Juan Meneses’s book “Resisting Dialogue”
Professor Juan Meneses’s book, Resisting Dialogue: Modern Fiction and the Future of Dissent, has just been published by University of Minnesota Press. The book is “a bold new critique of dialogue as a method of eliminating dissent.” “Is dialogue,” Meneses asks, “always the productive political and communicative tool it is widely conceived to be?” In Resisting Dialogue, he reassesses our assumptions about dialogue and what a politically healthy society should look like, arguing that, far from an unalloyed good, dialogue often serves as a subtle tool of domination, perpetuating the underlying inequalities it is intended to address.
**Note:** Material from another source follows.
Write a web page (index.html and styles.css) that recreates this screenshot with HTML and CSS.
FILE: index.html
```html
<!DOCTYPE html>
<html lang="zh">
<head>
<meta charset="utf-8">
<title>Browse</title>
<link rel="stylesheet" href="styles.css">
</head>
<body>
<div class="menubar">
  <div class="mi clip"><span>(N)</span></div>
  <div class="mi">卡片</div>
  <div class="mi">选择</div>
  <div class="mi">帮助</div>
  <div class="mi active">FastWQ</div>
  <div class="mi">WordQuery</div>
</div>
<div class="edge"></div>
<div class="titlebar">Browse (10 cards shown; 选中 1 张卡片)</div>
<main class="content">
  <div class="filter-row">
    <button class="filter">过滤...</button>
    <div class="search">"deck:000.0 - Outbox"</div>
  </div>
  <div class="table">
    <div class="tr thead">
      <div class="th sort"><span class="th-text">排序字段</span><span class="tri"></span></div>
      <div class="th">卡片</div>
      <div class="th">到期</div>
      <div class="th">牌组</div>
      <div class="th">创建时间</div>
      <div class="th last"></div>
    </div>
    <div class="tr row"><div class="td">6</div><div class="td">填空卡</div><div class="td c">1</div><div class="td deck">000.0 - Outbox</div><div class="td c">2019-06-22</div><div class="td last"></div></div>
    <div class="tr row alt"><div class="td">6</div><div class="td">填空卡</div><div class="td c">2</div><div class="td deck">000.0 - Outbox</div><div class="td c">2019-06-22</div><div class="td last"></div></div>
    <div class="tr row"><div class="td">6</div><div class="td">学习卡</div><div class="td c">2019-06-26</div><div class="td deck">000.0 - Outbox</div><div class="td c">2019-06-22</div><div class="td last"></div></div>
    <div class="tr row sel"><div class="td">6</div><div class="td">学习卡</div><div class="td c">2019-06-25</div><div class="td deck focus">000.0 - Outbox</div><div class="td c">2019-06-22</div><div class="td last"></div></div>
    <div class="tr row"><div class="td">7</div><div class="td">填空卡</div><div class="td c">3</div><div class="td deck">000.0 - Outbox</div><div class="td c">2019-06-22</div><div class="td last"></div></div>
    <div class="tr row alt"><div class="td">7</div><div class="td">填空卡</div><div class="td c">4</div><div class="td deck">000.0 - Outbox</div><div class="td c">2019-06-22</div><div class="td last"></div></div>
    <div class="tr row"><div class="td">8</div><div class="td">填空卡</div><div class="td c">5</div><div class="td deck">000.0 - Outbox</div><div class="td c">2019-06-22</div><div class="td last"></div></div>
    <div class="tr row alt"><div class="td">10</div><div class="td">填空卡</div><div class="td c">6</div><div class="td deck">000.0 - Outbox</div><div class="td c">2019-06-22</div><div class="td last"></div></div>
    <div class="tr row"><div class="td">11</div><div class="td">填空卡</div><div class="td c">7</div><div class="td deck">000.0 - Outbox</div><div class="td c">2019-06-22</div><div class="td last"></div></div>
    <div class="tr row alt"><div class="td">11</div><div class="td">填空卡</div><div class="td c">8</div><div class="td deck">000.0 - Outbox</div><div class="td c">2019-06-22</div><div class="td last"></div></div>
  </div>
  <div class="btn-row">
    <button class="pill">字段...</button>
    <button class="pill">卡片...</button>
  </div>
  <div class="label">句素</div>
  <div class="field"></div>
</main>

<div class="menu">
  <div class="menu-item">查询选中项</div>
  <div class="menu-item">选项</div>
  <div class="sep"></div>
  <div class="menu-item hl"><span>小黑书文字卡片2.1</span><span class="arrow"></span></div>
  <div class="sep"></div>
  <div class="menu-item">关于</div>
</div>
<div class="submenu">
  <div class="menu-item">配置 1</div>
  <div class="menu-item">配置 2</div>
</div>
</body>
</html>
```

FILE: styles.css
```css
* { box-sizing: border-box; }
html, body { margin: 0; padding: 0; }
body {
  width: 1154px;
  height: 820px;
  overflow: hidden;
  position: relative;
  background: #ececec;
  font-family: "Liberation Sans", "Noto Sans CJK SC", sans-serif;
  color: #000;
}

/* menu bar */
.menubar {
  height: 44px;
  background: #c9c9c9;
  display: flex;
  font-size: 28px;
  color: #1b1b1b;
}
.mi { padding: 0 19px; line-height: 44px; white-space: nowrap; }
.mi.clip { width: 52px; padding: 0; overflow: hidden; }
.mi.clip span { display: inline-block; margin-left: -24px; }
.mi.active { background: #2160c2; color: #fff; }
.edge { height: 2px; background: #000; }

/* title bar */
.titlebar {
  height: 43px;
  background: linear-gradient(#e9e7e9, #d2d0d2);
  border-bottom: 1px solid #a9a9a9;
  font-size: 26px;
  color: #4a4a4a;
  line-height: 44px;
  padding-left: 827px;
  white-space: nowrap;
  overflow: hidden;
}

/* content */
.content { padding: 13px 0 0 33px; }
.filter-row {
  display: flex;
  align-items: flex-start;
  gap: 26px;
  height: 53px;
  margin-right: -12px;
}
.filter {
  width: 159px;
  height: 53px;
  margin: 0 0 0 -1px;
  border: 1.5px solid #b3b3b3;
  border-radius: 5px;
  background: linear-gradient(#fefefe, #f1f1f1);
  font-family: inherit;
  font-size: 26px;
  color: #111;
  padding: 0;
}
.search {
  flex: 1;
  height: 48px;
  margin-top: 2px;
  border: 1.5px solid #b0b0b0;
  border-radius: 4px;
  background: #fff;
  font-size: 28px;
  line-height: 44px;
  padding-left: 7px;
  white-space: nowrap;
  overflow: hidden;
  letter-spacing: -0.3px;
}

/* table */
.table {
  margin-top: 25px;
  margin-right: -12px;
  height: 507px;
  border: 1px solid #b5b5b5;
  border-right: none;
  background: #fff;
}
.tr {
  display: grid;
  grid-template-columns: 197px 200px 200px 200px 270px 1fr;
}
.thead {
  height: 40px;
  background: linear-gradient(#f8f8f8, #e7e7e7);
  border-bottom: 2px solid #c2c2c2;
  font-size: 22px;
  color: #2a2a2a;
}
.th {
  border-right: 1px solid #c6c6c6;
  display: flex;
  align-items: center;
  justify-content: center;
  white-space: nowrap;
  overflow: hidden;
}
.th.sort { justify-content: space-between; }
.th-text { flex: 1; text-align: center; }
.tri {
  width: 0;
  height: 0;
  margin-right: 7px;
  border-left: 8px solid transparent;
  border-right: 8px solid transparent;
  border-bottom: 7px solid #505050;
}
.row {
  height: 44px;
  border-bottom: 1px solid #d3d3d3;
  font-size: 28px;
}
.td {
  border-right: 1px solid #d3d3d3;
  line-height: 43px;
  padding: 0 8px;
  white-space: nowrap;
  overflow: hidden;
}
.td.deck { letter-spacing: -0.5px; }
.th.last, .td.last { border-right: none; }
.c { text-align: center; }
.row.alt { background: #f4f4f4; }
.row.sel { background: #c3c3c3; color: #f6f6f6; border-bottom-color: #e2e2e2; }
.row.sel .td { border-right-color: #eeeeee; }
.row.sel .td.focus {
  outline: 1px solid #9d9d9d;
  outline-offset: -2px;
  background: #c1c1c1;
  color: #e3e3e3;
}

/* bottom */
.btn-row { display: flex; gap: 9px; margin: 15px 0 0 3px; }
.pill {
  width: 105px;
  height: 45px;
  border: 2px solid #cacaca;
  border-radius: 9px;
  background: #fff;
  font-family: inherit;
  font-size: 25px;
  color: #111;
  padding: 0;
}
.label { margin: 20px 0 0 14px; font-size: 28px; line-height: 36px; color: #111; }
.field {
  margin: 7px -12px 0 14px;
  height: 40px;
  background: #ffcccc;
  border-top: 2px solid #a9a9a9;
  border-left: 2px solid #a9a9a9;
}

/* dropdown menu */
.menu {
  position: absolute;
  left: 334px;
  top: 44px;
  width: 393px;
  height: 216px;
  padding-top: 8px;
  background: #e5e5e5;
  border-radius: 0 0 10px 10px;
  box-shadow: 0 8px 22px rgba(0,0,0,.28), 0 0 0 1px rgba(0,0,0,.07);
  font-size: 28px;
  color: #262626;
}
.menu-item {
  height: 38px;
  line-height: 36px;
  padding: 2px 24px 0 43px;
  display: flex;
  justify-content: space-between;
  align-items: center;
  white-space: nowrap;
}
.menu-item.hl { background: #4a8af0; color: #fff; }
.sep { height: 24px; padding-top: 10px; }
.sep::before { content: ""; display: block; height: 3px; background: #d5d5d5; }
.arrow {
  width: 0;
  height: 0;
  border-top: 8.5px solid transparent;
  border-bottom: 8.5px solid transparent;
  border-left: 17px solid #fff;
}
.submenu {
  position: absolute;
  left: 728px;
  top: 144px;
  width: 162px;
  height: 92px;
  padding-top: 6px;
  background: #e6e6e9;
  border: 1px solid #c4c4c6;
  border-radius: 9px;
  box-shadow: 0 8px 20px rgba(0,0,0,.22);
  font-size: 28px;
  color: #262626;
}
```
Grant Farred, Professor of Africana Studies at Cornell University, writes enthusiastically about Meneses’s study:
Deepening and widening a furrow first plowed by Jacques Rancière and Slavoj Žižek, Resisting Dialogue marks a refusal to underwrite ‘postpolitics’ as politics by insisting that unspeakable political ambition take its place, without apology, so that our voyage from a troubled modernist literature to the Anthropocene maps, simultaneously, a continuous trajectory and a jarring, disjunctive continuity.
Congratulations to Juan for this important contribution to and intervention about literature, resistance, discourse, and hegemony in the modern era.